▶ [YOUR TASK]
Go through the material and pull out every line with the string "screenshot" in it.

▶ [TASK INPUT]
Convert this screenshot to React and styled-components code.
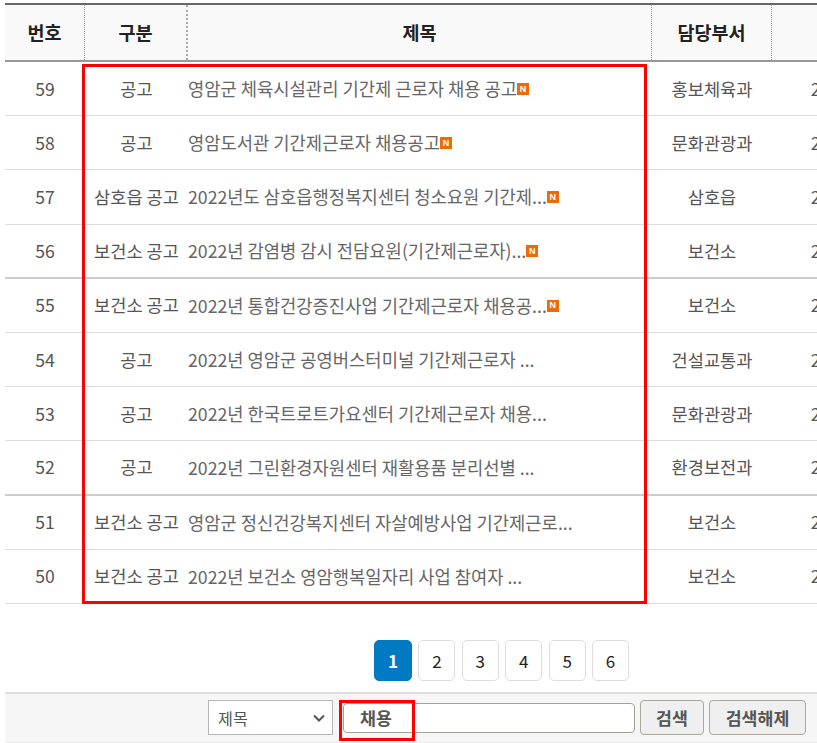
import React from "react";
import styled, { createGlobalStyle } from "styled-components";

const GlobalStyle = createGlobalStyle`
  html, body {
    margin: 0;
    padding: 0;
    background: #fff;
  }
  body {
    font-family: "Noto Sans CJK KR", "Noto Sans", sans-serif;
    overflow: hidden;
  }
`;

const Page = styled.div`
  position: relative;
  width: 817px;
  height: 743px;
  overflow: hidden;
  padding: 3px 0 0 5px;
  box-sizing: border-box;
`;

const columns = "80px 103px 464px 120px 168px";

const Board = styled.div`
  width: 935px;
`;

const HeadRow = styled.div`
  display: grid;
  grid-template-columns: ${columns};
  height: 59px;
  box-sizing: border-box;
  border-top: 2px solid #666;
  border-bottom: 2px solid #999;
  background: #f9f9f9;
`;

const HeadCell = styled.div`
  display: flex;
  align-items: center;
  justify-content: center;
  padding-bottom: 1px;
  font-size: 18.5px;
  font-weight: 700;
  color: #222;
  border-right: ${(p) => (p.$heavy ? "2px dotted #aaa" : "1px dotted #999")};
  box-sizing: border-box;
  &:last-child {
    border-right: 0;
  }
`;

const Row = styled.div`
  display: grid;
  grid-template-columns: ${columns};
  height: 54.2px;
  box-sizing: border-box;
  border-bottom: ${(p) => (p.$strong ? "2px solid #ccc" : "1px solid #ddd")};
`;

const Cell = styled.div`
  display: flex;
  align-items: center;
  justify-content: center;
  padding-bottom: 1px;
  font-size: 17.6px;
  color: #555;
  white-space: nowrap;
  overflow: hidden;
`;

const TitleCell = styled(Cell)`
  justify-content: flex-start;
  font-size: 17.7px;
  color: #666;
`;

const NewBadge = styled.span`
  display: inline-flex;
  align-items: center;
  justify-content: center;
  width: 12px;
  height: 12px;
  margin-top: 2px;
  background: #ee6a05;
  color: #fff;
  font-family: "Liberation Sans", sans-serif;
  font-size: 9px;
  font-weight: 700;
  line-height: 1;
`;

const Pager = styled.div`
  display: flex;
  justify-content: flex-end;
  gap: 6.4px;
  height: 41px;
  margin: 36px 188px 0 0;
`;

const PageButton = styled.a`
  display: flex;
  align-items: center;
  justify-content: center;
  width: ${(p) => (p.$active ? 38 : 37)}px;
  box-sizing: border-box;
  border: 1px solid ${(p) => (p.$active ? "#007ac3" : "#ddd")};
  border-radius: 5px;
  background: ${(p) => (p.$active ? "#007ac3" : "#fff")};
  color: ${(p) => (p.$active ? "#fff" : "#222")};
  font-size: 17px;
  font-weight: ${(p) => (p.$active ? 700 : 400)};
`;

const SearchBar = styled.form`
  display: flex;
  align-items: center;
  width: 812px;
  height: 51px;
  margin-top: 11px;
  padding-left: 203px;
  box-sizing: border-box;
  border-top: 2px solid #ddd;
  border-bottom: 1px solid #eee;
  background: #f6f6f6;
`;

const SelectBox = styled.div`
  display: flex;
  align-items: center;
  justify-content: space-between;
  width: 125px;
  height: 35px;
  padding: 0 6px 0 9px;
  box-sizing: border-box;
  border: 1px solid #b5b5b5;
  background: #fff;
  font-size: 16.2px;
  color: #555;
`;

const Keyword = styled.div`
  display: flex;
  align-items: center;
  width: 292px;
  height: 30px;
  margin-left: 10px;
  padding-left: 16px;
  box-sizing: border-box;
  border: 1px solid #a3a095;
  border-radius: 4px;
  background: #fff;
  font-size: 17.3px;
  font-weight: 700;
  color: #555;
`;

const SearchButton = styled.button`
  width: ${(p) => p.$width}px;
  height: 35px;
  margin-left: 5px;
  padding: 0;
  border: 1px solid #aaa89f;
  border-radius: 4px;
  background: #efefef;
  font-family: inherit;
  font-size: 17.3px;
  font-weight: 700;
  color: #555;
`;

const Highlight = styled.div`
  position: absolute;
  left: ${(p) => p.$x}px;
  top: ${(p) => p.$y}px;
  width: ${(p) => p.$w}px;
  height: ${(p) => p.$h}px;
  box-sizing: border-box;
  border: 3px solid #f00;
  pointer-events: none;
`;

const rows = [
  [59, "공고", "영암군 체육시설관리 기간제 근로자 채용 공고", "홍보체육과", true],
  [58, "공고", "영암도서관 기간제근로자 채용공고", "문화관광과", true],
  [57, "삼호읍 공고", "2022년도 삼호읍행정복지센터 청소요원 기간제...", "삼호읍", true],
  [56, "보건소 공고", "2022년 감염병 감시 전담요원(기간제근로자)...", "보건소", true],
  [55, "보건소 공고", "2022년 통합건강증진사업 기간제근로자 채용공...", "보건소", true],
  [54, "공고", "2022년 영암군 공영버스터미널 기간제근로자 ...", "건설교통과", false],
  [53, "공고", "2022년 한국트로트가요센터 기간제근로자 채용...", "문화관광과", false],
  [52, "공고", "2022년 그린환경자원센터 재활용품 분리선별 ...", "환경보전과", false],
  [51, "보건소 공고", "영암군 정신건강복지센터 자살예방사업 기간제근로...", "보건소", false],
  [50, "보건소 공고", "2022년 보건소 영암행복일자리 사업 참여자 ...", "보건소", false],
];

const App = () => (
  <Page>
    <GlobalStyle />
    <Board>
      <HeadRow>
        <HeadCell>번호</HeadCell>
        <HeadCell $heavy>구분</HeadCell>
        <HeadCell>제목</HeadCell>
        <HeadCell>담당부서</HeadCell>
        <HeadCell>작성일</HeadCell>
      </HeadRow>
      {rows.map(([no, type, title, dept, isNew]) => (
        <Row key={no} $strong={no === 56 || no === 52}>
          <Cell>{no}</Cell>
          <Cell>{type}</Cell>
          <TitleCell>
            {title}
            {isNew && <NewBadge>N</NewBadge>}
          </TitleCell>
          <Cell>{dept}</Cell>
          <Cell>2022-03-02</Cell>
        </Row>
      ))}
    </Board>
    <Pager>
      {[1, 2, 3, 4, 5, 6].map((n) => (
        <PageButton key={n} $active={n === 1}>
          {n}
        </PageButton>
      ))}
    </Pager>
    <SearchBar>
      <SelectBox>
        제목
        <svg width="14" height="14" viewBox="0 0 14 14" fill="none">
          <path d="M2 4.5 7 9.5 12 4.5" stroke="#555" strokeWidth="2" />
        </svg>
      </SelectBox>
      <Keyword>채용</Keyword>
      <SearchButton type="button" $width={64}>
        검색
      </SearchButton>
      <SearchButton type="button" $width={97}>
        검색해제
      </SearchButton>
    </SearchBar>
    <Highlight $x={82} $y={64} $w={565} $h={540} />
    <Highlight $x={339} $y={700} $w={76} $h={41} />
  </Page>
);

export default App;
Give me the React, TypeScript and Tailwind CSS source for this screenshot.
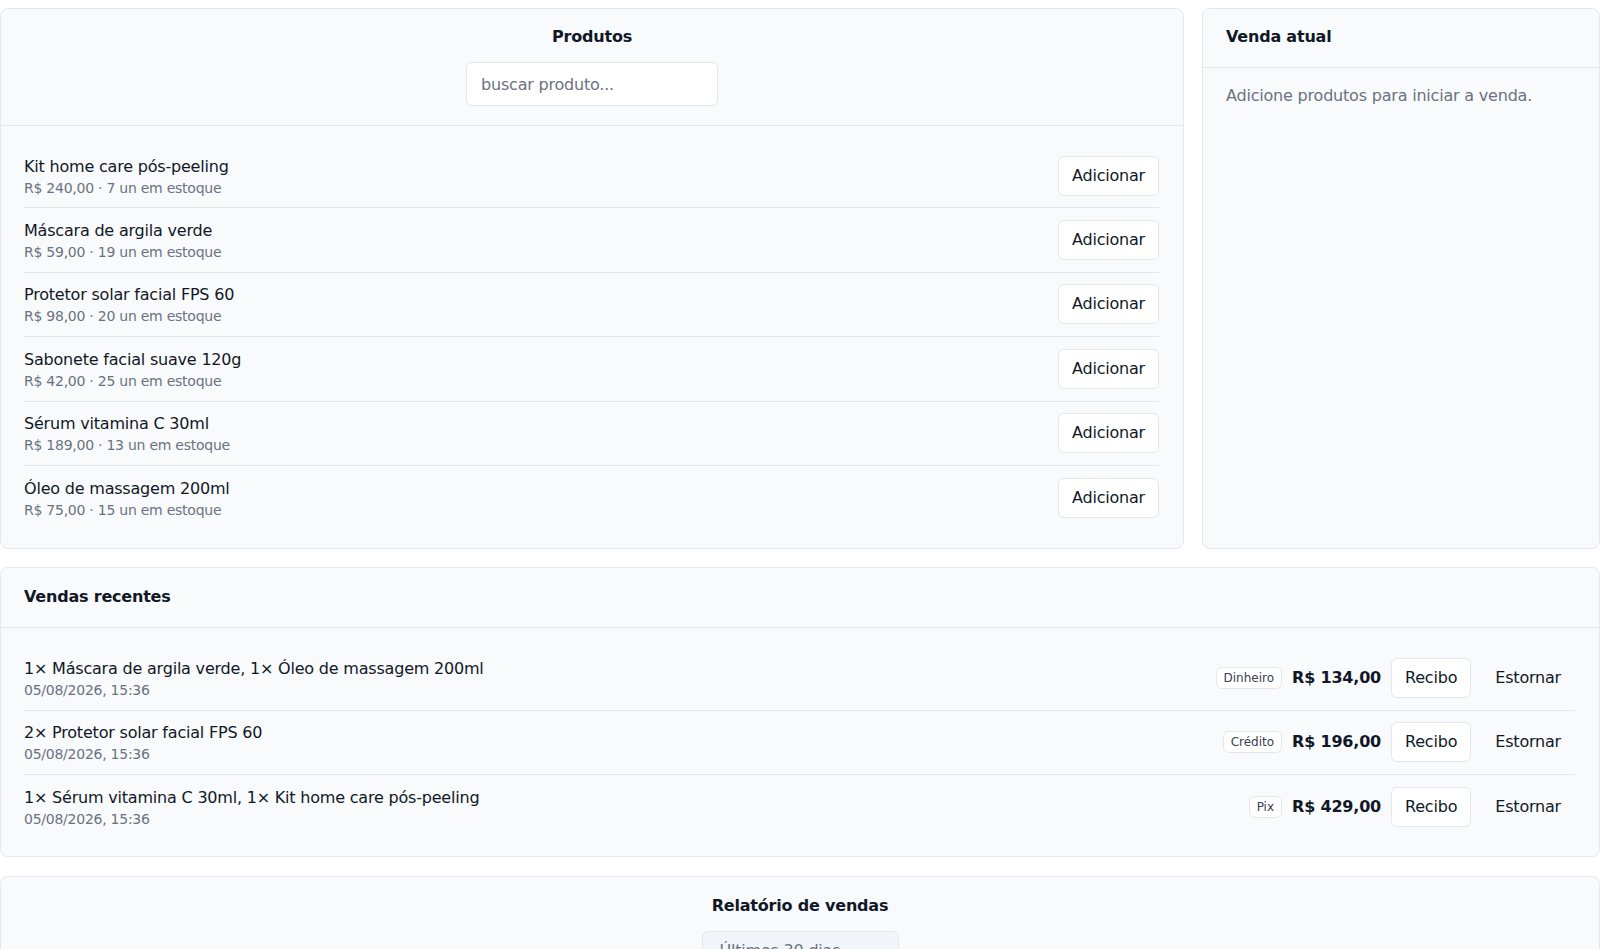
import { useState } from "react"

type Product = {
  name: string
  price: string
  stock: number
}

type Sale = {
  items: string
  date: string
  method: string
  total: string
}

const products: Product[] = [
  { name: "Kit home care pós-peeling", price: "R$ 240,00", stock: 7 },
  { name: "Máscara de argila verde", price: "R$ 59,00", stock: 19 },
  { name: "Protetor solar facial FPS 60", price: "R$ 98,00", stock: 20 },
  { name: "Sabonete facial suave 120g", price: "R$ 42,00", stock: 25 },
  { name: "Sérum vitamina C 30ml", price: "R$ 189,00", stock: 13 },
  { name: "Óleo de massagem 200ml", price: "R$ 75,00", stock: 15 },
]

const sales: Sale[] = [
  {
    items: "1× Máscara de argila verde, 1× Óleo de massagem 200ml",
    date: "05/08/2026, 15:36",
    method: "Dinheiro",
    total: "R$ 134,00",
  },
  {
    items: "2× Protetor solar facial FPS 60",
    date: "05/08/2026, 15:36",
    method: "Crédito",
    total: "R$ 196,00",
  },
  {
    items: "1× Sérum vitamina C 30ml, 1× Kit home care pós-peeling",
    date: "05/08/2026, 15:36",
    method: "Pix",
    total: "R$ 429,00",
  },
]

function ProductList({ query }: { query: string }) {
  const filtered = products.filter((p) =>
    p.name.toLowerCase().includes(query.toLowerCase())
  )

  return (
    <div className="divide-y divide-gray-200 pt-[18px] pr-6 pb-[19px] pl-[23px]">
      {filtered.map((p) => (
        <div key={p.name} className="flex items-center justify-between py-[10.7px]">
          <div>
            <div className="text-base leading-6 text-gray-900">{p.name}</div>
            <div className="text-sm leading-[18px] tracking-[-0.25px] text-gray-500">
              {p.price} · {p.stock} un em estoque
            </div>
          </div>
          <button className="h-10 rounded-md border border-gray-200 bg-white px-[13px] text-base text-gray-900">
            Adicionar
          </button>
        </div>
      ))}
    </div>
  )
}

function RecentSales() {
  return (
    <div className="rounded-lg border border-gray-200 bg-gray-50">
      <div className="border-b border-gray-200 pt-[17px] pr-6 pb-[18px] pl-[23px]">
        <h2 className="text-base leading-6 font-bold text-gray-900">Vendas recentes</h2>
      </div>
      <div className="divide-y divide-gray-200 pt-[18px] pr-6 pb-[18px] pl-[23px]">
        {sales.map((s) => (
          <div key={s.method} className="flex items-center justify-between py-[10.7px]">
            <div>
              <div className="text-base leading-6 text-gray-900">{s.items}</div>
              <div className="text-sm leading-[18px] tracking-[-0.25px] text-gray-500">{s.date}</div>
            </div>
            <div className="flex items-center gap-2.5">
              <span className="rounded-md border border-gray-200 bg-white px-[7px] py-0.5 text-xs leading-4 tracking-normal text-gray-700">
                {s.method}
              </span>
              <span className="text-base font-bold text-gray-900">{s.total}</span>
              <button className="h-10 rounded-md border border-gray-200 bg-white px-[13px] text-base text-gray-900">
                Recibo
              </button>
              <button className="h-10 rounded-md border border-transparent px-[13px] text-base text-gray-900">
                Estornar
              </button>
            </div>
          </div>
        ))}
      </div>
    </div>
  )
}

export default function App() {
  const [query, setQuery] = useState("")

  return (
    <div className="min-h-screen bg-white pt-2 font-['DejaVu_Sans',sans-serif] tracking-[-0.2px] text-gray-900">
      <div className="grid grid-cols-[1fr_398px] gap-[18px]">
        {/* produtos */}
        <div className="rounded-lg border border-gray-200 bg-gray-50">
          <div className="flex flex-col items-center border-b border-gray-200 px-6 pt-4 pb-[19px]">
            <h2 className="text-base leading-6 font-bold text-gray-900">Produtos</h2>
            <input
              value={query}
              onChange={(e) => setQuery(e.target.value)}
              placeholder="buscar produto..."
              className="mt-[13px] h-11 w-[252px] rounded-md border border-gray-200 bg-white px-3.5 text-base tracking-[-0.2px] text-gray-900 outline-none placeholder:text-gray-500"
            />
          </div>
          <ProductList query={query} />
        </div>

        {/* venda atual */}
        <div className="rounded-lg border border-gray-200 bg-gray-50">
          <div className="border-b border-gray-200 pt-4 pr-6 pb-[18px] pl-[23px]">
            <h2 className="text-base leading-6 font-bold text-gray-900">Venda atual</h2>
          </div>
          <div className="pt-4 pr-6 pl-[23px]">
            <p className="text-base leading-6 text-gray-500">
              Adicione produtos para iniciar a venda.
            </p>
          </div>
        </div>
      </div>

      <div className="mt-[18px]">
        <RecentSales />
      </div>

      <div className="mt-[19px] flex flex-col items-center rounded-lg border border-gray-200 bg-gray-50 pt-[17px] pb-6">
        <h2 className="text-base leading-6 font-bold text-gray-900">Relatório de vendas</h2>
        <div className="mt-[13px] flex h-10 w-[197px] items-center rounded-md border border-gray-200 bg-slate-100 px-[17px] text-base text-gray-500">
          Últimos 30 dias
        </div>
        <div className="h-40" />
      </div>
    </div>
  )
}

▶ [WRITTEN ANSWER]
Convert this screenshot to React and styled-components code.
Give me the React, TypeScript and Tailwind CSS source for this screenshot.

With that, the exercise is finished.